The process typically follows four steps.
- A visitor arrives at your Shopify store. They browse, add to cart, or start checkout, but do not submit an email or log in.
- Session signals are captured. Tools capture first-party signals from the browsing session that can be matched against an identity network.
- Identity matching occurs. Signals are compared to a consent-based identity graph. When a match is found, an email address is associated with the session.
- The identified contact is delivered. The email is synced to a destination like Klaviyo, or used by the platform’s own recovery email system.
The core idea is that you are not collecting email on your site in that moment. You are matching a session to a known identity that was collected elsewhere through consent-based data programs.

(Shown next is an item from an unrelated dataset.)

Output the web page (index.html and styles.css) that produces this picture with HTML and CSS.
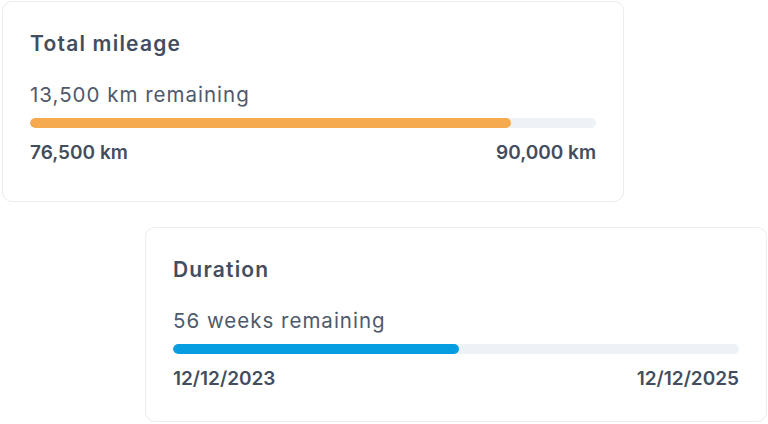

What is the typical identification rate?
Match rates vary based on traffic and device mix, but many tools report higher match rates on US desktop traffic.
| Factor | Impact on match rate |
|---|---|
| Geographic location | US traffic tends to match higher; international traffic is usually lower. |
| Traffic source | Returning and ad-driven traffic often matches higher than first-time organic. |
| Device type | Desktop typically matches higher than mobile Safari due to privacy limits. |
| Identity network size | Larger consent-based networks tend to improve match coverage. |
Many ecommerce identification tools report match rates in the range of 15–35% for US traffic. What matters more than match rate is whether the identified contacts have purchase intent and engage with recovery emails.

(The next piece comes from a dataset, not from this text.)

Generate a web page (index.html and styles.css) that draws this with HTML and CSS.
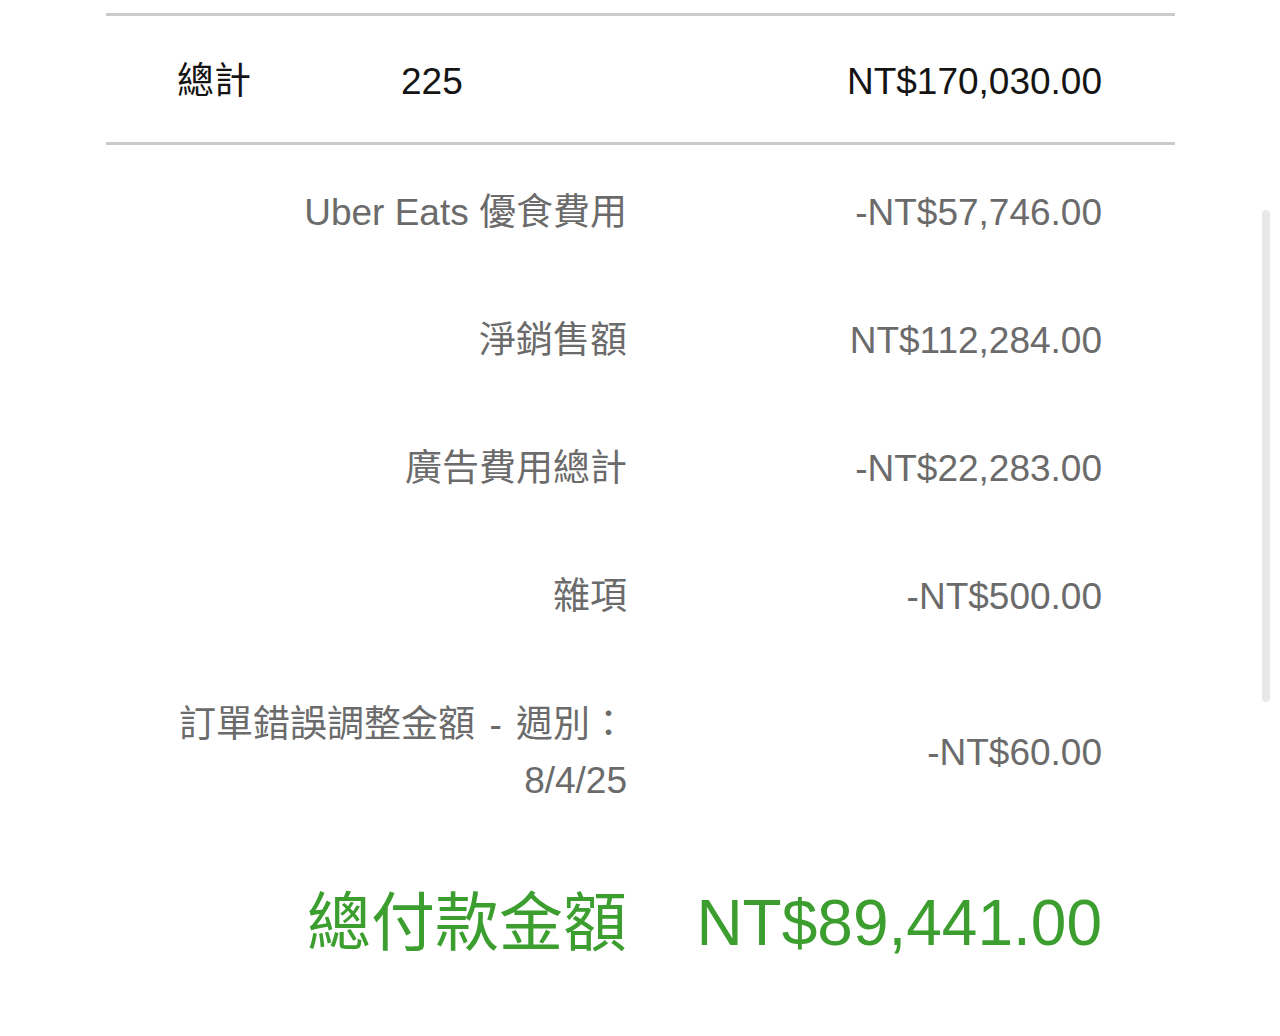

When should a Shopify store use visitor identification?
Most valuable when
- Klaviyo recovery flows only reach a small fraction of abandoners.
- You invest in paid ads and want to recover more paid traffic after it leaves.

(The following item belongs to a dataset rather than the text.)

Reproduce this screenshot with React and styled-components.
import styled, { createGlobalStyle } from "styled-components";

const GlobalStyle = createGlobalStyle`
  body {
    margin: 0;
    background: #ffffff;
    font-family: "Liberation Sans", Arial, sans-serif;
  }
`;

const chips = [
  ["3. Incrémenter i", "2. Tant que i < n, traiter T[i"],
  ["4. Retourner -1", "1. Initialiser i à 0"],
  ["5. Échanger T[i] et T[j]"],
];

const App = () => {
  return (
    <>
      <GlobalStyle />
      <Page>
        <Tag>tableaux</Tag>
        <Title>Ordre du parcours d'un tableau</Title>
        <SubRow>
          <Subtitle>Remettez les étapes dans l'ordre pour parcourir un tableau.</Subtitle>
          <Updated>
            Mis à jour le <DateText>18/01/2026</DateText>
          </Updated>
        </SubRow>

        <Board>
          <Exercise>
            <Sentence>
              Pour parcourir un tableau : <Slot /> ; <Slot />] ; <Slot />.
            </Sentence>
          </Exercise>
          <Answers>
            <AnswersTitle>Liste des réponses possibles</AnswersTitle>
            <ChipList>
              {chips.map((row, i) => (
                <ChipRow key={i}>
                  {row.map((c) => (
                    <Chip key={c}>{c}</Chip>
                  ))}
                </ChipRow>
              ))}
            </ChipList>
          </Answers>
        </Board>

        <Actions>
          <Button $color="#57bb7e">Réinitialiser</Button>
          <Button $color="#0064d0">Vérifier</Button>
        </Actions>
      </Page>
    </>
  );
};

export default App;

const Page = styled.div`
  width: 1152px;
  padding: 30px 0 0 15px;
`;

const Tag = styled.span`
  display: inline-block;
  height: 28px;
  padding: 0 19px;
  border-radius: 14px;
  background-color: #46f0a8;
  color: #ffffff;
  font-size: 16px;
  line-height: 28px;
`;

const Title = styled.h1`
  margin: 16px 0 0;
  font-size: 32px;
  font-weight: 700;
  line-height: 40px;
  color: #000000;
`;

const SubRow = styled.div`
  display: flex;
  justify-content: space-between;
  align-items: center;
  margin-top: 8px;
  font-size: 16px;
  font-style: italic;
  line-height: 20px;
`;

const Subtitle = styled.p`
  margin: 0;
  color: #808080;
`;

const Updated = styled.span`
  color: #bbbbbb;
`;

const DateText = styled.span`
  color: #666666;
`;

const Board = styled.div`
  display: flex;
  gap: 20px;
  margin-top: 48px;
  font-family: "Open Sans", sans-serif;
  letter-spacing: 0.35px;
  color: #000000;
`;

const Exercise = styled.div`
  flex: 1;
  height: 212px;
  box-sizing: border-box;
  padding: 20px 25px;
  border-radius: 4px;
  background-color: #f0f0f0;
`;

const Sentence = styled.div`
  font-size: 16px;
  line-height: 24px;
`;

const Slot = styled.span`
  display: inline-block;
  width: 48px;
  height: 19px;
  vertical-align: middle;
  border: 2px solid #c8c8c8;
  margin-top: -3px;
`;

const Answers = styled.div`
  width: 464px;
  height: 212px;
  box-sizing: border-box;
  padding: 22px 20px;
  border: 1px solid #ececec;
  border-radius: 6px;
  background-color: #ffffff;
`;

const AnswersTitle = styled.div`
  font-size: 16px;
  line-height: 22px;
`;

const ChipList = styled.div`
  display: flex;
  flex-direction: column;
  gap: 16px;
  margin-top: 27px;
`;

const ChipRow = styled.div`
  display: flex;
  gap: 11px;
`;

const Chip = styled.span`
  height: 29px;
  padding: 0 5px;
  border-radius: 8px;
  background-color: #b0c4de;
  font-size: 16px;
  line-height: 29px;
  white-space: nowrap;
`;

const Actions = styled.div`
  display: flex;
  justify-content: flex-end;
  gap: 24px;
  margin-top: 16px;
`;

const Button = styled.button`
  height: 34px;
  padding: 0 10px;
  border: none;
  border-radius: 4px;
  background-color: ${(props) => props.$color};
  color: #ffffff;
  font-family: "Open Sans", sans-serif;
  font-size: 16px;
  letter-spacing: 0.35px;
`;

- Your email capture rate is low despite popups and forms.
- You have US-heavy traffic, where match rates tend to be higher.
- Your AOV justifies the cost of identifying additional shoppers.
Less effective when
- Most traffic is outside the US.
- Your email capture rate is already very high (30%+).
- Traffic volume is too low to generate meaningful identified contacts.
- You do not have recovery flows built in Klaviyo or another system.
How does Attribuly's Capture feature work?
Attribuly Capture identifies anonymous shoppers who view products, add items to cart, or start checkout, and syncs identified emails to Klaviyo or routes them into Attribuly's AI Email Agent for recovery.
| Capability | Standalone ID tools | Attribuly Capture |
|---|---|---|
| Identify anonymous visitors | Yes | Yes |
| Send contacts to Klaviyo | Yes | Yes |
| Server-side event tracking | Usually no | Yes (built-in) |
| Conversion signal to Meta/Google | Usually no | Yes (Conversion Feed) |
| AI-generated recovery emails | Usually no | Yes (AI Email Agent) |
| Attribution context per shopper | No | Yes (built-in) |
Because identification, tracking, and recovery sit in one system, Capture can help teams avoid stitching together multiple tools just to reach more abandoners.
Common mistakes with visitor identification
Mistake 1: Expecting identification to replace email capture
Identification supplements popups, forms, and checkout email collection. The best outcomes usually come from combining native capture with identification.
Mistake 2: Focusing only on match rate
A higher match rate does not guarantee more revenue. Ask about downstream quality metrics like engagement, conversion rate, and recovered revenue per identified contact.
Mistake 3: Not monitoring deliverability
Identified contacts can behave differently than organic subscribers. Monitor spam complaints and inbox placement, especially during the first 30 days.
Mistake 4: Using identification without recovery infrastructure
Identification is step one. Without well-designed flows in Klaviyo (or another system), identified contacts may never turn into recovered revenue.
Before you test a tool
- Confirm consent-based sourcing and compliance posture (CAN-SPAM, CCPA, GDPR).
- Segment identified contacts so you can compare engagement vs organic subscribers.
- Track downstream metrics: flow conversion rate and recovered revenue, not just match rate.